24. It is somehow clear that coordination is not our strength. One way or the other we have to be marshaled towards a common good rather than having the individual shortsightedness. We have to possess synergised planning and have a seamless coordination amongst our services. A CDS beyond doubt will streamline not only our existing resources but also the planning in terms of future acquisitions would be unbiased and fair. Armed forces do not fight wars every day and neither are they involved in crises so frequently, it is the preparation for crisis that is as critical. For that there is a need to go beyond the single service needs of ego and one-upmanship.

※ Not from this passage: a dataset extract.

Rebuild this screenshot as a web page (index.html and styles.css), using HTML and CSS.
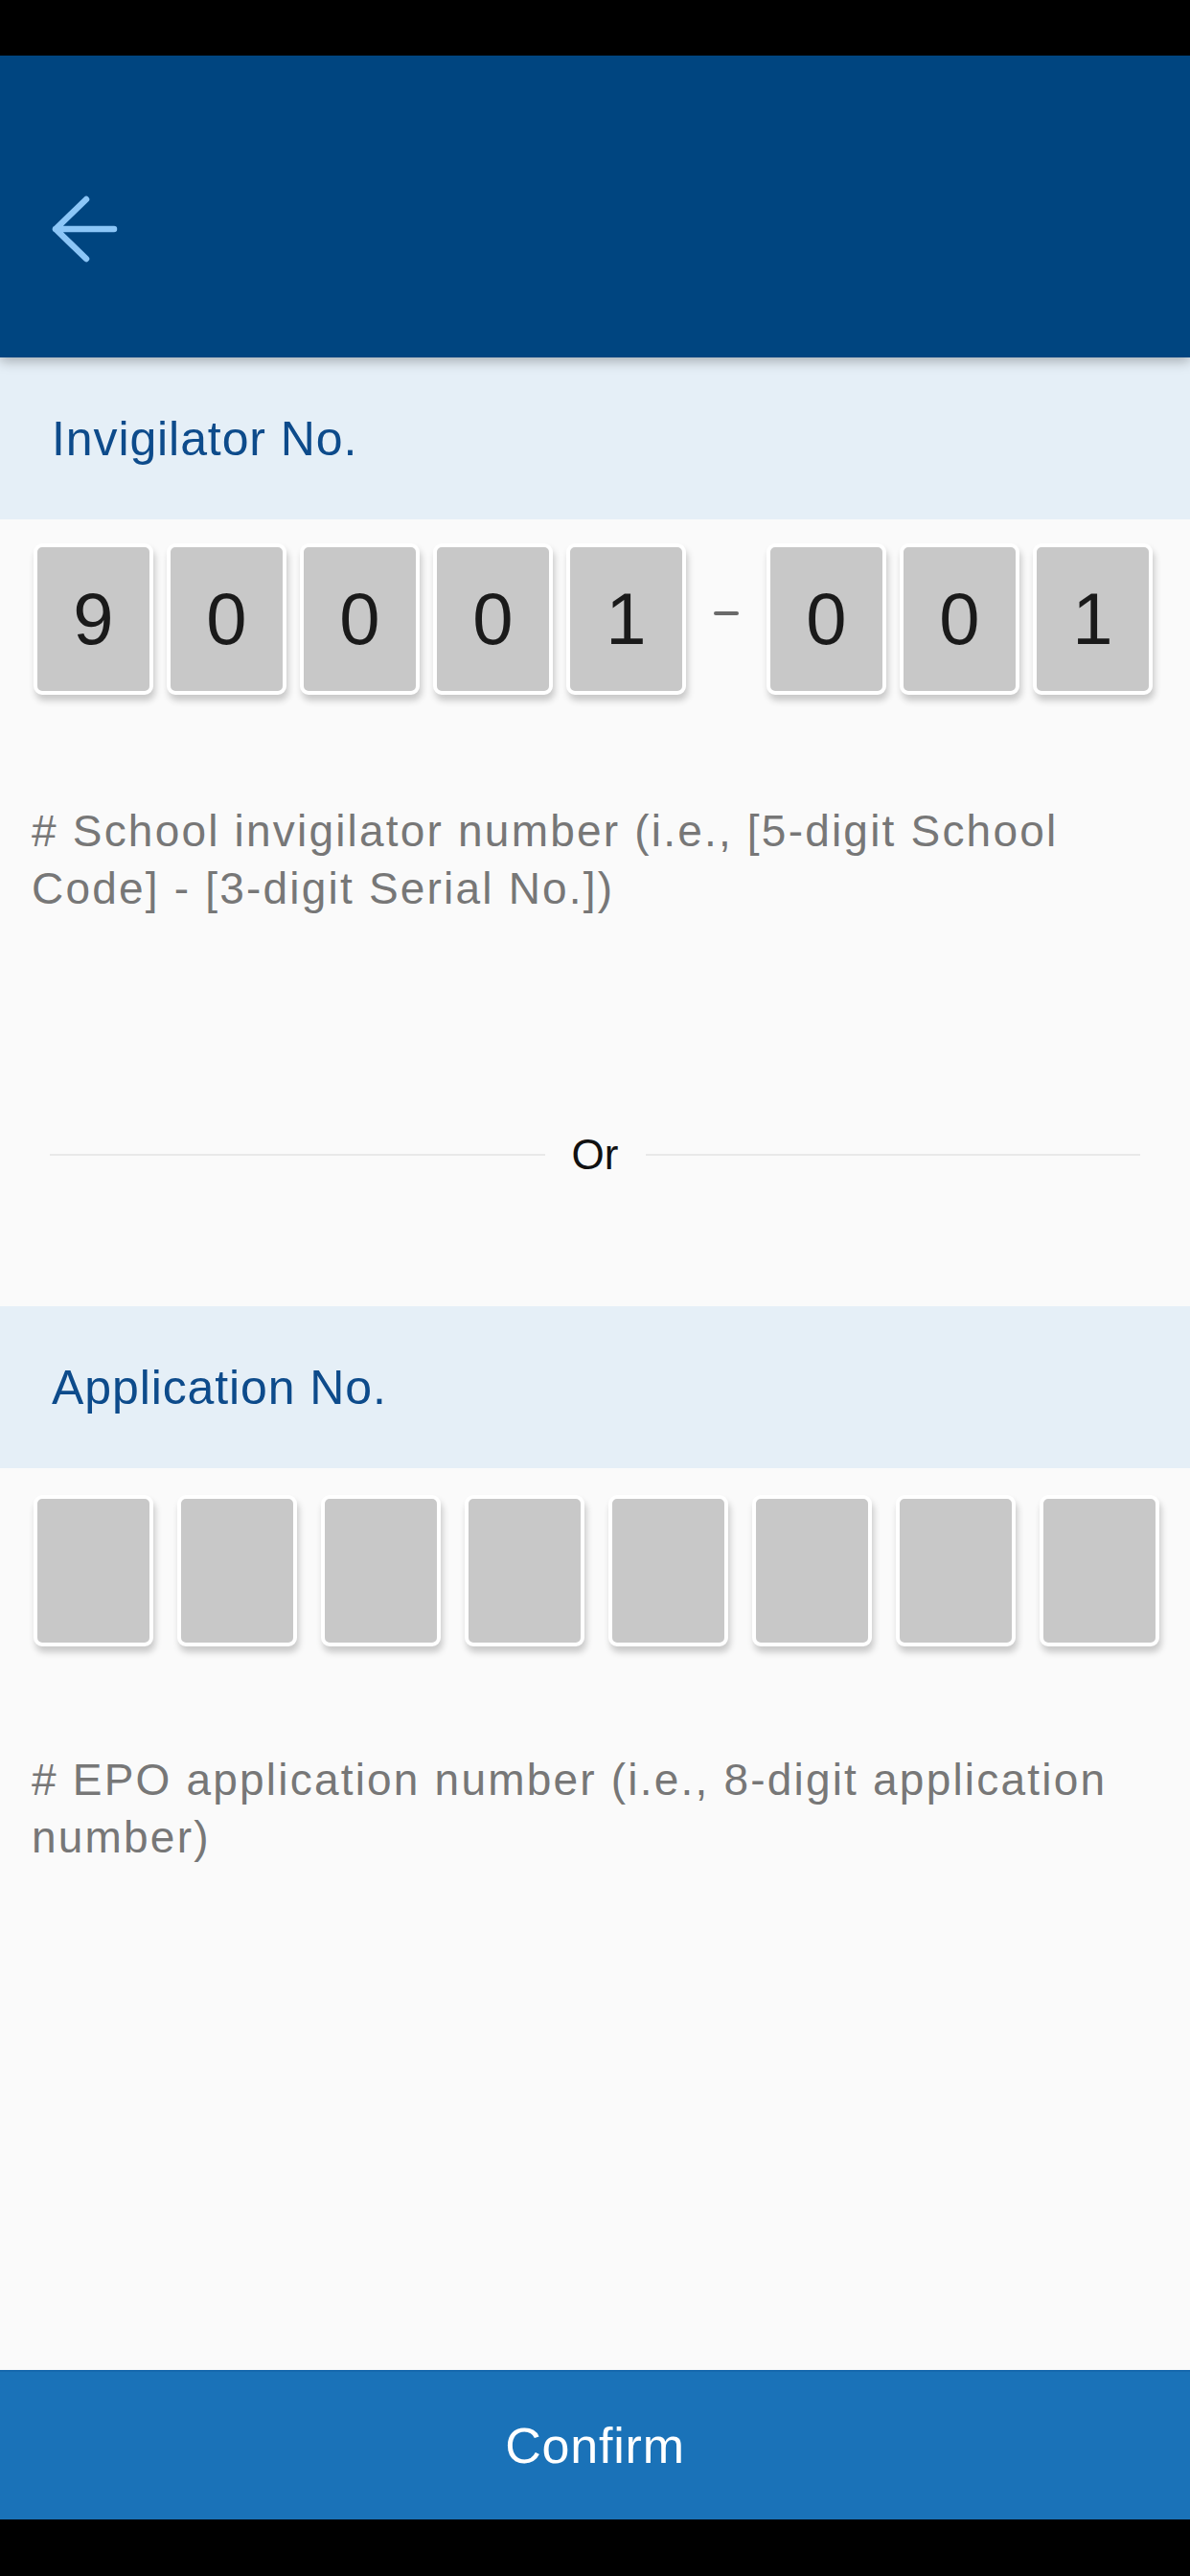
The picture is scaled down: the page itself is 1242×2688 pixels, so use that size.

Even if we adopt meaningful reforms today, it will take at least five years for the idea to sink in, in the minds of junior leaders, commanders and the troops, thus it is in our best interest that we take that step sooner rather than later.
“Act as if it is impossible to fail.”
– Carl Jung
25. Structural reform of our armed forces is a necessity. Our basic structure, with the exception of a few tepid changes, remains what we inherited from the British close to 70 years ago. Turf protection and sharing or reduction of power is alien to any military force and the Indian Armed Forces are no exception. At the same time, major changes largely occur due to political acceptance of the necessity for reform for improved performance in the national security requirements. The Goldwater Nichols Department of Defence Reorganization Act of 1986 was enacted primarily to improve the ability of U.S. armed forces to conduct joint and combined operations in the field, and secondarily to improve the DoD budget process. The Navy and Marine Corps had vehemently objected to this reform but the act was deemed necessary for cohesion and was thus passed.
26. On the same lines, it is strongly recommended that the present political dispensation takes a decision to reform the military without the so called ‘political consensus’. The demonitisation decision demonstrated the political will to take a decision without resorting to political consensus, so for national security, a similar decision is justified. The CDS will bring greater synergy, coordination and integration to the forces, provide valuable advice to the political leadership and develop jointmanship to deliver better outputs.